Total damage is S$973. Those are the prices now; they may be lower when you catch them on sale. You don’t have to go crazy on fans or redo thermal compound like I did. You shouldn’t count the Bestoss NVMe modules either, but you would need some sort of boot disk, ideally mirrored, so I’ll factor them in to get a bootable NAS system.
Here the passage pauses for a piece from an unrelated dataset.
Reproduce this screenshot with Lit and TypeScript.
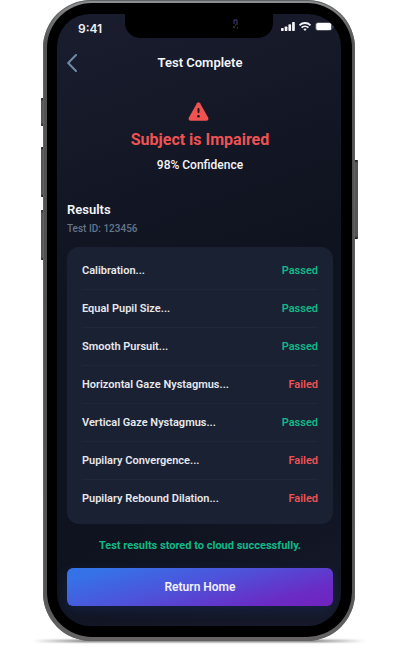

Compare this DIY NAS with 8-bay NAS appliances from other brands:

• UGREEN NASync DXP8800 Plus: US$1,3499.99 (S$1795)
• Synology DiskStation DS1821+: S$1,521
• QNAP TS-873A-8G: S$1,545

The Synology and QNAP boxes are far less powerful despite costing so much more. The UGREEN one uses the same processor as mine but has only 8 GB of RAM.

This is a really cool home lab server. Even though I only run a 6-wide raidz2 pool, the 8-bay case is useful for connecting extra drives from time to time to transfer data. The NVMe expansion board offered with the motherboard allows me to add an extra zpool comprising NVMe modules, which is great for storing VM images.

TrueNAS runs perfectly on this system. Everything works. Do take note that only the onboard SATA ports and onboard NVMe slots are seen by BIOS and can be used to boot. (You can boot via USB too if you really need to get that to work; there is an internal USB port on the CWWK motherboard.)

If you’re looking to build a new home lab server to serve as your NAS as well as to host several VMs, I hope you’ll find this build guide useful.